The [db.analysis] section already exists in DbConfig (currently used for planned auto-explain features). Query stats configuration fits naturally here.

Lifecycle

ephpm starts
    |
    v
QueryStats::new(config) -- creates empty DashMap
    |
    +---> passed to start_db_proxies() ---> DB Proxy calls stats.record()
    |
    +---> passed to start_litewire()   ---> TrackedBackend calls stats.record()
    |
    v
Prometheus scrapes /metrics -- reads from QueryStats
    |
    v
ephpm shuts down -- QueryStats dropped, all stats lost (ephemeral by design)

Stats are ephemeral – they exist only in memory for the lifetime of the process. This is intentional:

  • No disk I/O on the query hot path
  • No persistence complexity
  • Prometheus handles long-term storage and alerting
  • Process restart gives a clean slate (same as MySQL’s performance_schema after restart)

Top Queries Endpoint

Optional: expose a /__/queries admin endpoint (alongside the existing /__/metrics) that returns the top N queries by total time. Useful for quick debugging without Prometheus.

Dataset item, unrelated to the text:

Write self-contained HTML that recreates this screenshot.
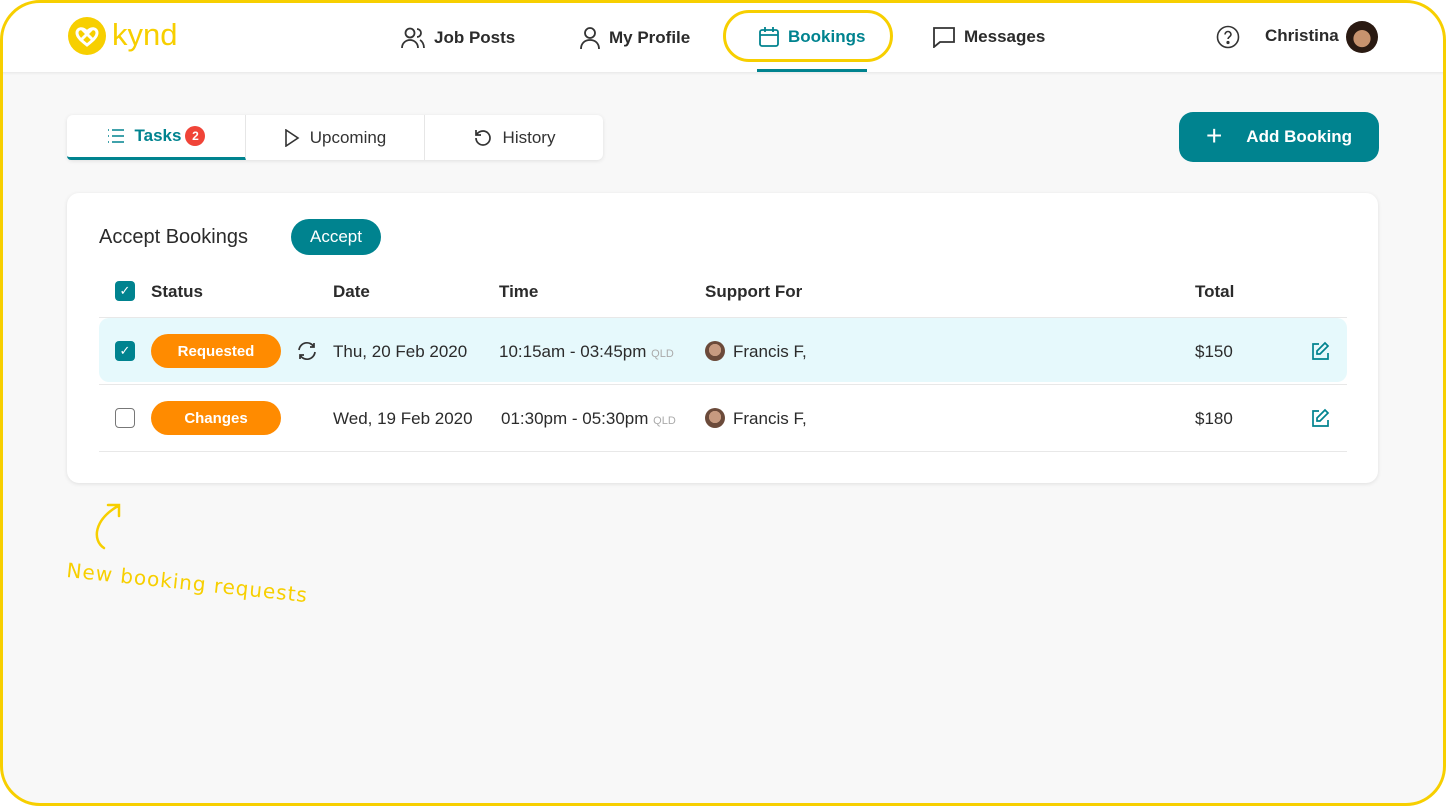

GET /__/queries?limit=20&sort=total_time

[
  {
    "digest": "SELECT * FROM users WHERE id = ?",
    "count": 45821,
    "error_count": 3,
    "total_time_ms": 12340,
    "avg_time_ms": 0.27,
    "max_time_ms": 45.2,
    "rows_total": 45818,
    "first_seen": "2024-01-15T10:30:00Z",
    "last_seen": "2024-01-15T14:22:11Z"
  },
  ...
]

Sort options: total_time (default), count, avg_time, max_time, error_count.

Testing Strategy

  1. Unit tests (ephpm-query-stats):

    • Normalization: literals, strings, numbers, IN lists, comments, whitespace
    • Digest hashing: same SQL produces same hash, different SQL produces different hash
    • Stats recording: counts, timing aggregation, max/min tracking
    • Memory bound: max_digests enforcement
    • Slow query detection: threshold comparison
  2. Integration tests (ephpm-server):

    • TrackedBackend wraps rusqlite, queries are recorded
    • Stats appear in Prometheus metrics output
    • Slow query threshold triggers warn log
  3. E2E tests (ephpm-e2e):

    • PHP executes queries through LiteWire
    • /metrics endpoint contains ephpm_query_duration_seconds
    • Repeated queries aggregate under the same digest

Dependencies

CratePurposeAlready in workspace?
dashmapConcurrent digest mapYes (ephpm-kv)
parking_lotAtomic entry updatesYes
tracingSlow query loggingYes
metricsPrometheus integrationYes

No new external dependencies required.

Implementation Phases

PhaseScopeMilestone
1ephpm-query-stats crate: normalizer, digest, QueryStats struct, record()Stats recording works
2Slow query logging (tracing warn)Operators get alerts
3TrackedBackend in ephpm-server, LiteWire integrationLiteWire queries tracked
4DB Proxy integration (pass QueryStats to proxy)Both paths tracked
5Prometheus metrics registrationDashboards work
6/__/queries admin endpointQuick debugging
7Config integration ([db.analysis] fields)User-configurable

Phase 1-3 are the MVP. Phase 4 requires touching ephpm-db internals. Phase 5-7 are polish.

Prior Art

ProjectApproach
MySQL performance_schemaIn-process digest tracking, same normalization approach
ProxySQLProxy-level query digest with stats table, regex-based normalization
PgBouncerNo query-level stats (connection-level only)
pgDogQuery digest with Prometheus export

The normalizer design follows MySQL’s performance_schema approach (character-level state machine) rather than ProxySQL’s regex approach (fragile with complex SQL).